Once counsel’s advice was received the solicitor immediately took steps to remedy the situation. Proceedings were served promptly (and properly) and a prompt application made to amend the statement of value (the increased fee had been paid and kept by the court).

The judge commented:

“I cannot think of anything further away from abuse of process than that”. 

ABUSE OF PROCESS COULD BE RECTIFIED

The judge also commented that even if he had held that the actions were an abuse of process (which they were not) the actions afterwards would have ended the abuse. The prompt service of proceedings and prompt application amended the abuse.
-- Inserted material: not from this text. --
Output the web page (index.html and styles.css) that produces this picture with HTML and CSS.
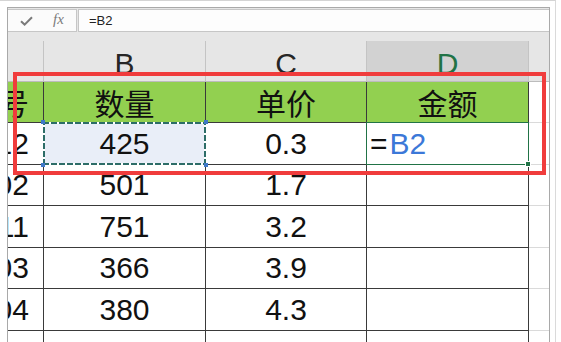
FILE: index.html
```html
<!DOCTYPE html>
<html lang="zh-CN">
<head>
<meta charset="utf-8">
<title>Excel</title>
<link rel="stylesheet" href="styles.css">
</head>
<body>
<div class="page">
  <div class="window">
    <div class="fbar">
      <div class="fbtns">
        <svg class="check" width="13" height="10" viewBox="0 0 13 10"><path d="M1 5.2 L4.6 8.6 L12 1.2" fill="none" stroke="#7a7a7a" stroke-width="2"/></svg>
        <span class="fx">fx</span>
      </div>
      <div class="finput">=B2</div>
    </div>
    <div class="sheet">
      <div class="ch ch-a"></div>
      <div class="ch">B</div>
      <div class="ch">C</div>
      <div class="ch ch-sel">D</div>
      <div class="ch ch-e"></div>

      <div class="c ca hdr"><span>编号</span></div>
      <div class="c hdr">数量</div>
      <div class="c hdr">单价</div>
      <div class="c hdr">金额</div>
      <div class="c ce"></div>

      <div class="c ca"><span>1012</span></div>
      <div class="c copy">425<i class="h h1"></i><i class="h h2"></i><i class="h h3"></i><i class="h h4"></i></div>
      <div class="c">0.3</div>
      <div class="c active"><span class="eq">=</span><span class="ref">B2</span></div>
      <div class="c ce"></div>

      <div class="c ca"><span>1002</span></div>
      <div class="c">501</div>
      <div class="c">1.7</div>
      <div class="c"></div>
      <div class="c ce"></div>

      <div class="c ca"><span>1011</span></div>
      <div class="c">751</div>
      <div class="c">3.2</div>
      <div class="c"></div>
      <div class="c ce"></div>

      <div class="c ca"><span>1003</span></div>
      <div class="c">366</div>
      <div class="c">3.9</div>
      <div class="c"></div>
      <div class="c ce"></div>

      <div class="c ca"><span>1004</span></div>
      <div class="c">380</div>
      <div class="c">4.3</div>
      <div class="c"></div>
      <div class="c ce"></div>

      <div class="c ca"><span></span></div>
      <div class="c"></div>
      <div class="c"></div>
      <div class="c"></div>
      <div class="c ce"></div>
    </div>
  </div>
  <div class="redbox"></div>
</div>
</body>
</html>
```

FILE: styles.css
```css
html, body {
  margin: 0;
  padding: 0;
  background: #fff;
}
body {
  width: 561px;
  height: 342px;
  overflow: hidden;
  font-family: "Liberation Sans", "Noto Sans CJK SC", sans-serif;
}
.page {
  position: relative;
  width: 556px;
  height: 342px;
  box-sizing: border-box;
  border-top: 1px solid #d4d4d4;
  border-right: 1px solid #dadada;
  padding: 6px 0 0 7px;
  overflow: hidden;
}
.window {
  width: 543px;
  height: 336px;
  box-sizing: border-box;
  border: 1px solid #a9a9a9;
  border-bottom: none;
  background: #e6e6e6;
  overflow: hidden;
}
.fbar {
  display: flex;
  gap: 1px;
  height: 24px;
  padding-top: 1px;
  box-sizing: border-box;
  background: #e6e6e6;
}
.fbtns {
  width: 69px;
  box-sizing: border-box;
  border: 1px solid #c6c6c6;
  border-left: none;
  background: #fbfbfb;
  display: flex;
  align-items: center;
  padding-left: 12px;
}
.check {
  display: block;
  margin-top: 1px;
}
.fx {
  font-family: "Liberation Serif", serif;
  font-style: italic;
  font-size: 15px;
  color: #7c7c7c;
  margin-left: 20px;
  margin-top: -2px;
}
.finput {
  flex: 1;
  box-sizing: border-box;
  border: 1px solid #c6c6c6;
  border-right: none;
  background: #fdfdfd;
  font-size: 13px;
  color: #222;
  padding-left: 10px;
  line-height: 21px;
}
.sheet {
  display: grid;
  grid-template-columns: 36px 162px 161px 162px 20px;
  grid-template-rows: 41px 41px 42px 41px 42px 41px 42px 42px;
  margin-top: 9px;
}
.ch {
  background: #e6e6e6;
  border-right: 1px solid #c4c4c4;
  border-bottom: 1px solid #bcbcbc;
  display: flex;
  align-items: center;
  justify-content: center;
  font-size: 30px;
  color: #262626;
  padding-top: 6px;
  box-sizing: border-box;
  overflow: hidden;
}
.ch-sel {
  background: #d2d2d2;
  color: #217346;
}
.ch-e {
  border-right: none;
}
.c {
  position: relative;
  box-sizing: border-box;
  background: #fff;
  border-right: 1px solid #3a3a3a;
  border-bottom: 1px solid #3a3a3a;
  display: flex;
  align-items: center;
  justify-content: center;
  font-size: 30px;
  color: #111;
  white-space: nowrap;
}
.hdr {
  background: #92d050;
  font-size: 30px;
  color: #111;
}
.ca {
  justify-content: flex-end;
  padding-right: 14px;
  overflow: hidden;
}
.ca span {
  flex: none;
}
.ce {
  background: #fff;
  border-right: none;
  border-bottom: 1px solid #dadada;
}
.copy {
  background: #e9eef8;
}
.copy::after {
  content: "";
  position: absolute;
  left: -1px;
  top: -1px;
  right: -1px;
  bottom: -1px;
  background:
    repeating-linear-gradient(90deg, #2d6d68 0 6px, #fff 6px 8px) top left / 100% 2px no-repeat,
    repeating-linear-gradient(90deg, #2d6d68 0 6px, #fff 6px 8px) bottom left / 100% 2px no-repeat,
    repeating-linear-gradient(0deg, #2d6d68 0 6px, #fff 6px 8px) top left / 2px 100% no-repeat,
    repeating-linear-gradient(0deg, #2d6d68 0 6px, #fff 6px 8px) top right / 2px 100% no-repeat;
}
.h {
  position: absolute;
  width: 4px;
  height: 4px;
  background: #3f78c8;
  z-index: 2;
}
.h1 { left: -3px; top: -3px; }
.h2 { right: -3px; top: -3px; }
.h3 { left: -3px; bottom: -3px; }
.h4 { right: -3px; bottom: -3px; }
.active {
  justify-content: flex-start;
  padding-left: 3px;
}
.active::after {
  content: "";
  position: absolute;
  left: -1px;
  top: -1px;
  right: -1px;
  bottom: -1px;
  border: 1.5px solid #217346;
}
.active::before {
  content: "";
  position: absolute;
  right: -3px;
  bottom: -3px;
  width: 4px;
  height: 4px;
  background: #217346;
  border: 1px solid #fff;
  z-index: 2;
}
.eq {
  color: #111;
  margin-right: 2px;
}
.ref {
  color: #3c78d8;
}
.redbox {
  position: absolute;
  left: 13px;
  top: 71px;
  width: 533px;
  height: 103px;
  box-sizing: border-box;
  border: 4px solid #f03c3c;
}
```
The judge also rejected the defendant’s argument that serving a claim form limited to £50,000 with Particulars and a Schedule showing a figure much higher than that was an abuse.  The claimant was not to be penalised for serving promptly and letting the defendant know the case it had to meet.  The claimant could have amended, prior to service, without permission and the onus would be on the defendant to set that aside.

AMENDMENT SHOULD HAVE BEEN ALLOWED

The judge held that the District Judge had erred in not considering, and applying, the traditional approach to amendment.

  • The application to amend had been made promptly.
  • The injustice to the claimant in refusing the application to amend was immense.
  • There was no prejudice to the defendant, other than having to pay an additional £7,500 in court fees (and appropriate damages).

THE DEFENDANT’S APPEAL

The Circuit Judge held that the District Judge should have made some order on the Defendant’s applications.  He dismissed them both.  (The defendant was ordered to pay most of the costs before the District Judge and the costs of the appeal).